Der Film gewann die wichtigsten Auszeichnungen des Jahres – vom Goldenen Löwen in Venedig über den Golden Globe und den britischen Filmward als bestes Drama bis hin zum Oscar für die beste Regie. Den Oscar für den besten Film verpasste „Brokeback Mountain“ und musste sich „L.A. Crash“ geschlagen geben. Bis heute gilt die Entscheidung als eine der kontroversesten in der Geschichte der Motion Picture Academy.
In einer Reihe mit den größten Liebesfilmen aller Zeiten
Bis heute bleibt „Brokeback Mountain“ enorm populär. Als Liebesfilm wird er von Kritikern gerne in eine Reihe mit „Romeo und Julia“ und „Titanic“ gestellt. Zudem machte er queere Geschichten im amerikanischen Kino salonfähig: Filme wie „Transamerica“ (2005), „Milk“ (2008) oder „I Love You Philipp Morris“ (2009) fanden im Fahrwasser von „Brokeback Mountain“ große Beachtung bei den Filmpreisen.
Der Film bleibt auch bis heute stilistisch prägend. Gerne wird Ang Lees Film als Vergleich herangezogen für Filme, die schwule Liebe vor ländlicher Kulisse darstellen, etwa im britischen Independentfilm „God’s Own Country“ von 2017 oder der polnische Film „Elefant“ von Kamil Krawczycki aus dem letzten Jahr.

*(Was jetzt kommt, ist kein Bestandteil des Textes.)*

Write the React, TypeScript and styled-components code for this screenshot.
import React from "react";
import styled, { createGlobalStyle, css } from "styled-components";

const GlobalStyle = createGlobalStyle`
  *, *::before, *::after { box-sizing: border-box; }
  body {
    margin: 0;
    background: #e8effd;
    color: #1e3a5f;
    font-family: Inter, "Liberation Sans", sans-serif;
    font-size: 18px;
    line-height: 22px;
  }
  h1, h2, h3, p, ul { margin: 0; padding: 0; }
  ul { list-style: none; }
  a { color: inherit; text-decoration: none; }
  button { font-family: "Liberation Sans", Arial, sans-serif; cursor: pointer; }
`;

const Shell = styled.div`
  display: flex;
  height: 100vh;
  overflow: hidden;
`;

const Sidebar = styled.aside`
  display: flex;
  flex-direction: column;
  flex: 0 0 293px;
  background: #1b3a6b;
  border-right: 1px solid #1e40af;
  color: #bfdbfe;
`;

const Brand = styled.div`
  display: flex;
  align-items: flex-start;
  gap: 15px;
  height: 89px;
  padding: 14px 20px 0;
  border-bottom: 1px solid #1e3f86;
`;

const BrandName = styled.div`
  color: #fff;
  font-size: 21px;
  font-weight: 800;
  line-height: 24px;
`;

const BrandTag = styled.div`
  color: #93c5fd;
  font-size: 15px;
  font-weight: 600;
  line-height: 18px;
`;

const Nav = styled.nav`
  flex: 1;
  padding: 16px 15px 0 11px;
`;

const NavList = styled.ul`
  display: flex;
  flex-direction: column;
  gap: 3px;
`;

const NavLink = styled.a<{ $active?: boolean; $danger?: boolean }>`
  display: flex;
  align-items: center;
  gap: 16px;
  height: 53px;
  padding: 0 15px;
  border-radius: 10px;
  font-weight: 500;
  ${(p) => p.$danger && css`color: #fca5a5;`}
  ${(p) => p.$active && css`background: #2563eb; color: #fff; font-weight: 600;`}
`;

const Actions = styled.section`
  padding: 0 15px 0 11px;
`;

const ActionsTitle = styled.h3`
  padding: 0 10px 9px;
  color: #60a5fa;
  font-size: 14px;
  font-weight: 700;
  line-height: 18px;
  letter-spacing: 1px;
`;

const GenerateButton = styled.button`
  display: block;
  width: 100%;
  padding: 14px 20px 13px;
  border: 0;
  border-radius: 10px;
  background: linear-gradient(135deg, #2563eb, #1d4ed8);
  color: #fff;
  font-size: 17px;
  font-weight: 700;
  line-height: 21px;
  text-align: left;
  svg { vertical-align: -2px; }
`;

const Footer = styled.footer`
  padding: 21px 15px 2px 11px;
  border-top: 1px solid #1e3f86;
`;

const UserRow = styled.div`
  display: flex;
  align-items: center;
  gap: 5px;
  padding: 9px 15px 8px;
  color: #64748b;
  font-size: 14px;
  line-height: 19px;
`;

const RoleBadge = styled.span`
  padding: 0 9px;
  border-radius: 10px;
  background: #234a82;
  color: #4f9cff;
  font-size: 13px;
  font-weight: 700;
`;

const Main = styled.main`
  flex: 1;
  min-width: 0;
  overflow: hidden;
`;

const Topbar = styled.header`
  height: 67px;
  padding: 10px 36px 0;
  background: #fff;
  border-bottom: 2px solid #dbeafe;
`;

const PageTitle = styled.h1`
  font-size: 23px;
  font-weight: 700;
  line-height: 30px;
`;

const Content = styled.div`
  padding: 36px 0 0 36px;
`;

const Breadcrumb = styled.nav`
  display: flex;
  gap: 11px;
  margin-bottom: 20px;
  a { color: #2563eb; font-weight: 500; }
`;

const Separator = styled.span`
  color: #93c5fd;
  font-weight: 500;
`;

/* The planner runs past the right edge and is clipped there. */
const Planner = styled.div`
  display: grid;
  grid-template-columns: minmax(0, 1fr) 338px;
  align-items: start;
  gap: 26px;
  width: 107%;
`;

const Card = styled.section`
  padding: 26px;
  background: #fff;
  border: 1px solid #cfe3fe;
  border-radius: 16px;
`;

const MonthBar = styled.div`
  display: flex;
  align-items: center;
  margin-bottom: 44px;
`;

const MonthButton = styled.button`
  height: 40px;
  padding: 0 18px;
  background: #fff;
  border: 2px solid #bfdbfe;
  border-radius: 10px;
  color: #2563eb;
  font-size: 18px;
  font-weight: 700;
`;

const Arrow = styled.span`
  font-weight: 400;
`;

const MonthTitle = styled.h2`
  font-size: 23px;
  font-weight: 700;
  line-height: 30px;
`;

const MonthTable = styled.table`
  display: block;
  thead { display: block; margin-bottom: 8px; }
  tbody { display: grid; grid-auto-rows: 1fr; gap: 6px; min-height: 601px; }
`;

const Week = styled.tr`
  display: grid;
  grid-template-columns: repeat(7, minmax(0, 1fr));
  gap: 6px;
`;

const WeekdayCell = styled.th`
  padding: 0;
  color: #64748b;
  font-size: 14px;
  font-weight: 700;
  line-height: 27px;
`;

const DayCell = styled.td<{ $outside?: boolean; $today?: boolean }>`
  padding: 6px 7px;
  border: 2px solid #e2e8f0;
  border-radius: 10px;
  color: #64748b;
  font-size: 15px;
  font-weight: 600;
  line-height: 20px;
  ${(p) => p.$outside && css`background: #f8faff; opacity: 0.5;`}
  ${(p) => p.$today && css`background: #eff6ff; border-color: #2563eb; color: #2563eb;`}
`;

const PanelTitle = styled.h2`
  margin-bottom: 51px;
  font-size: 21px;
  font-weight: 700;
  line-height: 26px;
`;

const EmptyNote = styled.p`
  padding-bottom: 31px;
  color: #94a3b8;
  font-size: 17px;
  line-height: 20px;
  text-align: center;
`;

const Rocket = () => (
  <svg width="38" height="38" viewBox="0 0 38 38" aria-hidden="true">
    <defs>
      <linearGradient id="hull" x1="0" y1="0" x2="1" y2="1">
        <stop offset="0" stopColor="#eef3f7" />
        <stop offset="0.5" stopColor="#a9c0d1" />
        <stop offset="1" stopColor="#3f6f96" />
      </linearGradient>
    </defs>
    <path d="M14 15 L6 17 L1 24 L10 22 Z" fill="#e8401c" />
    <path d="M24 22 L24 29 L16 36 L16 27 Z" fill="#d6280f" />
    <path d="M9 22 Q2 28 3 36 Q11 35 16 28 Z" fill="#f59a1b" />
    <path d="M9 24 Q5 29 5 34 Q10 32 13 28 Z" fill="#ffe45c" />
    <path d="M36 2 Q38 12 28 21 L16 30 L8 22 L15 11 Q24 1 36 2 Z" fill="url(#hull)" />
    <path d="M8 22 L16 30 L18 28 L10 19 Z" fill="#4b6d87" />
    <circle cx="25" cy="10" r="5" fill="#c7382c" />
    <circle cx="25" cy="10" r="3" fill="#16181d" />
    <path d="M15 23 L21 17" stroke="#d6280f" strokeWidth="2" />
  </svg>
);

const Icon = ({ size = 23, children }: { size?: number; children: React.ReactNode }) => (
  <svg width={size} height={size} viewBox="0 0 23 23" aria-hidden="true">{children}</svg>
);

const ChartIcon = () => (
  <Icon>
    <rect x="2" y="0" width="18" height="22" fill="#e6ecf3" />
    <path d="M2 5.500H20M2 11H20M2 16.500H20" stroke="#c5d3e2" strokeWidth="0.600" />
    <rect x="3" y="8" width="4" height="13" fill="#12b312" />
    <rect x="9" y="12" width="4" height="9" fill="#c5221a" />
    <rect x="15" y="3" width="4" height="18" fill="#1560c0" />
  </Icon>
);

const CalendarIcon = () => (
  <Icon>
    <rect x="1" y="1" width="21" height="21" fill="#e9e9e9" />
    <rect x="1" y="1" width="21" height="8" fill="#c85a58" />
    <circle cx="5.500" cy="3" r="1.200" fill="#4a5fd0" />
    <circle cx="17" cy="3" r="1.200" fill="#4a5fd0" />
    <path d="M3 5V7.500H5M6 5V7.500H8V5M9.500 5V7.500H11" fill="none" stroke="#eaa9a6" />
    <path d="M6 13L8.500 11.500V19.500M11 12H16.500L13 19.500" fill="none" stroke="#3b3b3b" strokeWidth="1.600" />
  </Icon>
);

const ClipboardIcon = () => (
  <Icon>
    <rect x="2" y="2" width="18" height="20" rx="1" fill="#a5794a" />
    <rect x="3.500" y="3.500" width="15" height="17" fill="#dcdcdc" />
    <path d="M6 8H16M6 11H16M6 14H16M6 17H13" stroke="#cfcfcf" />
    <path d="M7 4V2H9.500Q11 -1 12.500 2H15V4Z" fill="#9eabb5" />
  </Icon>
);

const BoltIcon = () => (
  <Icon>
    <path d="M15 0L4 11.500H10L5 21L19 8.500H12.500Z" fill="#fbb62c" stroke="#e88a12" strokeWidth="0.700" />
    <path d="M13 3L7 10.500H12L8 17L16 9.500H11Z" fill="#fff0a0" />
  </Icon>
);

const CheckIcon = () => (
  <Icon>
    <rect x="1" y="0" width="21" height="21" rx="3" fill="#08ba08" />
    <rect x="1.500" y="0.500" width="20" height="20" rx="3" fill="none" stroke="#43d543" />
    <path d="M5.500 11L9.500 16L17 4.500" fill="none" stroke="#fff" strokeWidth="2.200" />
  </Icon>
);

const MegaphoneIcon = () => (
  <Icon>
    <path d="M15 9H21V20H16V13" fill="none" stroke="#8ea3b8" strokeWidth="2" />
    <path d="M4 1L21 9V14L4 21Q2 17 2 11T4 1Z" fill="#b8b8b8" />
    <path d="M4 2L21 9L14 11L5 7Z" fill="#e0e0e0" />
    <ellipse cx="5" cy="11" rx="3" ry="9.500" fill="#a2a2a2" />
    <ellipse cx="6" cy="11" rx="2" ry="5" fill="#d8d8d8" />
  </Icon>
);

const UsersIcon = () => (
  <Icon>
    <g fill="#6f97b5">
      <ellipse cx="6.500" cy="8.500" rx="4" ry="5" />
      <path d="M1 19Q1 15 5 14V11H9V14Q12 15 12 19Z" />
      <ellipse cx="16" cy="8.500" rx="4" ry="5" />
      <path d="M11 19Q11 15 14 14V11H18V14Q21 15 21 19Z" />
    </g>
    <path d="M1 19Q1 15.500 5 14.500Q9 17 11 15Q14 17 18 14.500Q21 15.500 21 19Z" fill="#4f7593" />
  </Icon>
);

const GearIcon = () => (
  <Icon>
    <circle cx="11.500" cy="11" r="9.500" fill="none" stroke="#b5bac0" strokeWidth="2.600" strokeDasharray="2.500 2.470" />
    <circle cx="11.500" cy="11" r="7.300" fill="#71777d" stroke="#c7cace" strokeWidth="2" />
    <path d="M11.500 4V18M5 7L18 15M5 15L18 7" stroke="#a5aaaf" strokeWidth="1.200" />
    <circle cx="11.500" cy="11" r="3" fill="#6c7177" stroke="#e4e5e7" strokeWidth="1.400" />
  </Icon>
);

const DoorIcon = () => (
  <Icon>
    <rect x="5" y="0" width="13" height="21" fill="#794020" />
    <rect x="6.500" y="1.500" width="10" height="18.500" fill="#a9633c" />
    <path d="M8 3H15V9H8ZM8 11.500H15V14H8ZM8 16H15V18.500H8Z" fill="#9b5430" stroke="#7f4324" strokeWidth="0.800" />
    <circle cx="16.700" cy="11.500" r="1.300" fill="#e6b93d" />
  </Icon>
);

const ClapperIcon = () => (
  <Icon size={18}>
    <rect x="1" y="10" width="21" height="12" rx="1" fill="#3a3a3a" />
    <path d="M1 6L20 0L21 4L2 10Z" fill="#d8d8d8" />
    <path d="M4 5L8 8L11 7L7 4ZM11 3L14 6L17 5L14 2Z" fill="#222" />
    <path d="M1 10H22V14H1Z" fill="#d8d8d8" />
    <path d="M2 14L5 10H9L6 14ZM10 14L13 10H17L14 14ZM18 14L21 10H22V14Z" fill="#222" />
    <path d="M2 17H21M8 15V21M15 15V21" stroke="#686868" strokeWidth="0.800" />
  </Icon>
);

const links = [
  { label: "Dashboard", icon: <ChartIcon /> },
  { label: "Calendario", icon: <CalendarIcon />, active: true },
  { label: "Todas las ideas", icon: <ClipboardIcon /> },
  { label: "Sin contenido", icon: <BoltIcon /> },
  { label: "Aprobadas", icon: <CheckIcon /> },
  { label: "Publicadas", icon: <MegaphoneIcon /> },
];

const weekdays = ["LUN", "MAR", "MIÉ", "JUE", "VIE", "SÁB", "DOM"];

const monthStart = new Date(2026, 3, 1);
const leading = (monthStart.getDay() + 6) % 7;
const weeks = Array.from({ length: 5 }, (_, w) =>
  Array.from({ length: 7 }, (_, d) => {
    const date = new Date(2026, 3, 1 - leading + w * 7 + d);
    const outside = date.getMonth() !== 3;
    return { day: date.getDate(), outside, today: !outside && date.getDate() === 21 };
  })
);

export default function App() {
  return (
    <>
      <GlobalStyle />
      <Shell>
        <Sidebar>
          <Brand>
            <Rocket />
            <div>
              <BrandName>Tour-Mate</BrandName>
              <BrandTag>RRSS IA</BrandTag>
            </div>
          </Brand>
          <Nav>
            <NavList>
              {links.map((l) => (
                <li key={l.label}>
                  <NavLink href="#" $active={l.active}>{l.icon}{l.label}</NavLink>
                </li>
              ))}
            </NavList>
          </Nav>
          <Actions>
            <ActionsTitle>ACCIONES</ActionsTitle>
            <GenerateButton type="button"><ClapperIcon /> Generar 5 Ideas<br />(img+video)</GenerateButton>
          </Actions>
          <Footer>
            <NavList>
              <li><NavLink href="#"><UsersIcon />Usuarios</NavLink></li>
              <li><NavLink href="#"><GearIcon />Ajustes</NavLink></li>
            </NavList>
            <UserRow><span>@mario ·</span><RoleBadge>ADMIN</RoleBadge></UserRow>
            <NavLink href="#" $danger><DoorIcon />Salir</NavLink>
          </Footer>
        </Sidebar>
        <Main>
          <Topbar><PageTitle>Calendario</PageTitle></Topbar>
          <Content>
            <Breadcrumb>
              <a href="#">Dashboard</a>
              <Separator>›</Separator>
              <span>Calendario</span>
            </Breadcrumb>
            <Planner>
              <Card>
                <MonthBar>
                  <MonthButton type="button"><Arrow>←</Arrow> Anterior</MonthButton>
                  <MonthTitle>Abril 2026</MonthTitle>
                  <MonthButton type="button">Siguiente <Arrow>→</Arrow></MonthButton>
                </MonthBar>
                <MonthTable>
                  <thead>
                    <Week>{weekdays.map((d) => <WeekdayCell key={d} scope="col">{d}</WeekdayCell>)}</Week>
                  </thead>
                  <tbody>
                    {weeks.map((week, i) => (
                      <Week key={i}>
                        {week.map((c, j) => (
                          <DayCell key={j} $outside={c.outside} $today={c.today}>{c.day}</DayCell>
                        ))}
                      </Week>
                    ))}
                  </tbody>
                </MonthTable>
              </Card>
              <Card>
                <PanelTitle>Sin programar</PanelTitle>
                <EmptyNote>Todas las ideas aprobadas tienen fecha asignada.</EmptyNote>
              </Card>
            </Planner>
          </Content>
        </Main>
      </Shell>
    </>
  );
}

2018 wurde „Brokeback Mountain“ aufgrund seiner kulturellen, historischen und ästhetischen Bedeutung ins amerikanische Filmregister der Library of Congress aufgenommen.
Nach dem Film auf die Opernbühne
Auch über die Filmwelt hinaus wirkte der Erfolg von „Brokeback Mountain“. Der amerikanische Komponist Charles Wuorinen wurde über den Film auf Annie Proulx Kurzgeschichte aufmerksam. Die Chancen der Geschichte für eine Oper inspirierten ihn so sehr, dass er die Autorin anschrieb mit der Bitte, ihr Werk für die Bühne adaptieren zu dürfen. Proulx bot daraufhin an, selbst das Libretto zu verfassen.
Uraufgeführt wurde die Oper 2014 am Teatro Real von Madrid in einer Inszenierung von Ivo van Hove, erstmals in Deutschland war sie noch im selben Jahr am Theater Aachen zu sehen.
Nun zeigt das Theater Trier „Brokeback Mountain“ in einer Inszenierung von Eike Ecker und unter der musikalischen Leitung von Wouter Padberg. Egal ob im Kino, auf der Opernbühne oder in der jüngst gespielten Londoner Bühnenfassung: Die Geschichte der unglücklich Liebenden Jack Twist und Ennis Del Mar berührt ihr Publikum bis heute.